3. Agriculture, fisheries & MSMEs
MSME/IKM strengthening (finance, licensing, digital market access).
Agri value-chain development: agro-processing and fisheries product diversification.
Cooperative models promoted for inclusive participation.
4. Governance & service reform
Procurement reform (increase UMKM participation & P3DN compliance).
Performance accountability (SAKIP), internal audit (SPIP), and inspectorate capacity (APIP) improvement.
Digitalisation of public services and permits.
Financing & delivery
Public finance: RPD projects gradual recovery of fiscal capacity; aims to optimise capital spending and reduce idle surplus.
Alternative sources: PPP/KPS, CSR, and grants/loans are all explicitly promoted — signalling room for blended finance models.
Performance orientation: Targets tied to measurable indicators across infrastructure, poverty, governance, and environment.
ESG and resilience commitments
Environmental quality, water management, and disaster risk indices are embedded as headline performance indicators.
RPD aligns with Bali’s green vision: investors who demonstrate waste, water, and energy solutions will find clear entry points.
Community development and village competitiveness (desa mandiri) are tied to investment attractiveness.
Why this matters for investors
1) A three-year guarantee of direction.
The RPD locks policy priorities through 2026, regardless of political change. This de-risks longer investment cycles.
2) Explicit investment targets.
The rising PMA/PMDN benchmarks show government openness to capital inflows and provide a performance scoreboard for investment facilitation agencies.
3) Clear sector lanes.
Tourism/creative economy, infrastructure, MSMEs, and ESG are locked in as priorities. These are the “least-regret” areas for capital deployment.
4) Governance & procurement reforms reduce friction.

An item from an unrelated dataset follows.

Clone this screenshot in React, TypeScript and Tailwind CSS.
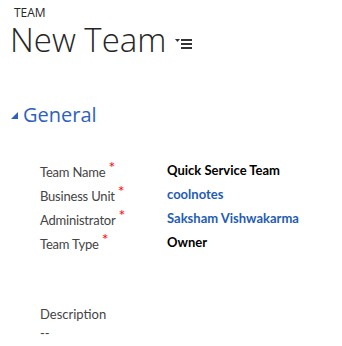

Improved procurement, accountability, and service digitalisation directly improve the ease of doing business in Klungkung.
5) ESG is not optional.
Environmental and disaster-resilience indicators are tracked centrally — projects not aligned with these baselines will face higher risk.
Bottom line
The RPD 2024–2026 is the bridging playbook that secures Klungkung’s strategic direction until the new 2025–2045 RPJPD is enacted. For investors, it offers stability and clarity: growth and capital inflow targets, sectoral priorities, governance reform, and ESG baselines. The safest and most attractive investment opportunities are those that (a) integrate with tourism & creative hubs, (b) deliver infrastructure and utility improvements, (c) strengthen MSME/agri-fishery chains, and (d) quantify ESG/resilience contributions.